For some reason I found Joan Acocella’s review of “The Iron Whim: A Fragmented History of Typewriting” (Cornell $29.95), by Darren Wershler-Henry to be infinitely more interesting as a social history. I actually learned typewriting from the formidable Mrs. Gould (who was shaped, in fact, just like an iron manual typewriter sitting on a table) in Junior High School on an old fashioned, monstrous manual typewriter: the kind that made one feel like every key needed to be pushed about three feet down in order to pound out the individual, heavy letters of every word on my steno pad. It was a bit like a miniature “High Striker,” that hammer and gong game at carnivals. I had to type my college applications out on a Smith-Corona electric typewriter whose fine hum made the kitchen table vibrate under me. Those were (not) the days. Henry discusses all those days, the before, the after, the in between, and all the strange thoughts and social codes that came with being and having a typewriter. Acocella makes it all sound possibly more interesting than the book itself.

I’m still trying to figure out how the mother in Don DeLillo’s 9/11 fiction piece, “Still life,” could hear the kids talking at the 27th floor window as she “passed by.” Am I just being difficult? Somebody tell me if I missed anything about a passerelle, or a hall window.
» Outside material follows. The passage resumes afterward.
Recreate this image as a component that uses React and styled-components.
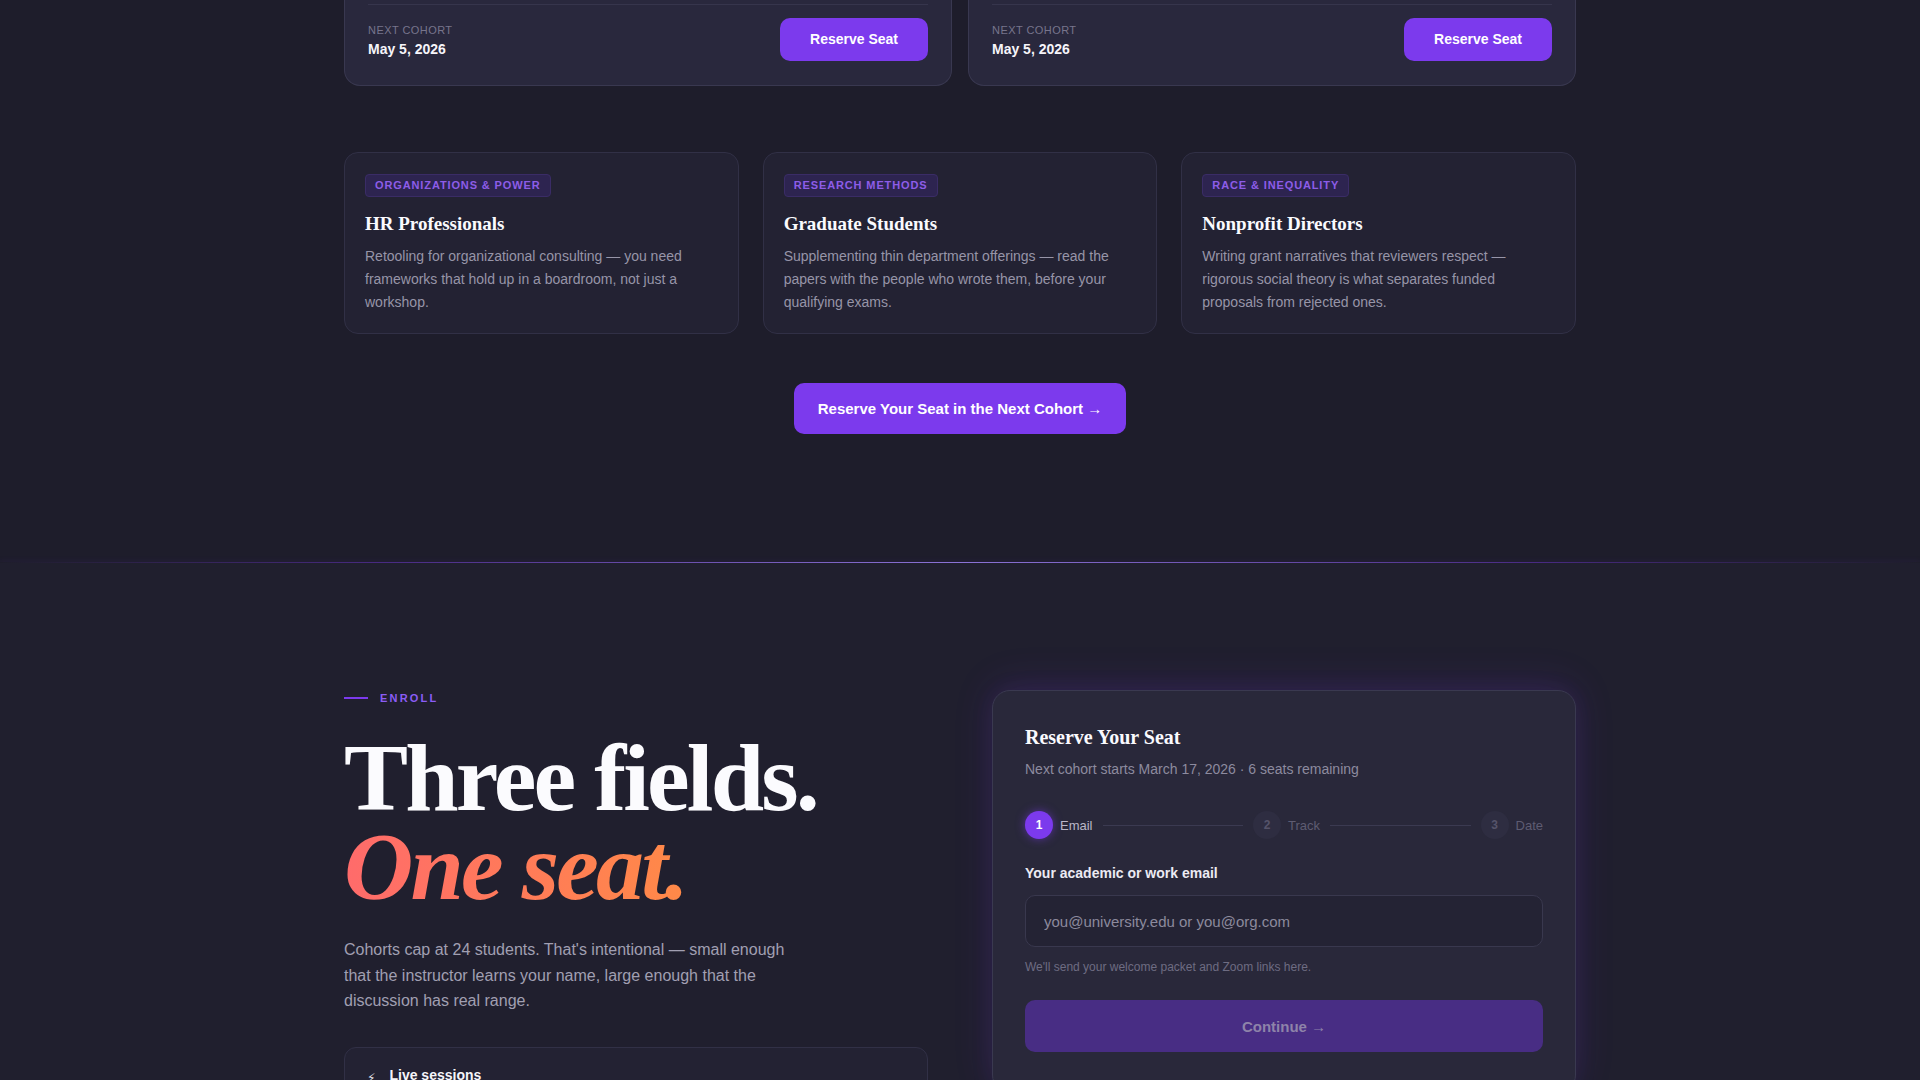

John Cassidy’s “The Next Crusade” is about Paul Wolfowitz and the World Bank. I had a friend who worked at the World Bank, who assured me in all earnestness (he was never disgruntled, and had it good there) that the World Bank was just another kind of mafia that pressed loans on poor countries in order that they might default and become indebted in ways that would be to the advantage of the bank. I’m not saying I believe this, but I think it’s worth mentioning.

Rebecca Mead’s “Den of Antiquity,” not online, is a wonderfully disturbing account of how museums acquire and justify their acquisitions. The hero or villain of the story (depending whose side you find yourself on) is a man named Picon. Arch villain, or arch hero? Arch he is, certainly. Read it, and you may never feel certain how you feel about museums again.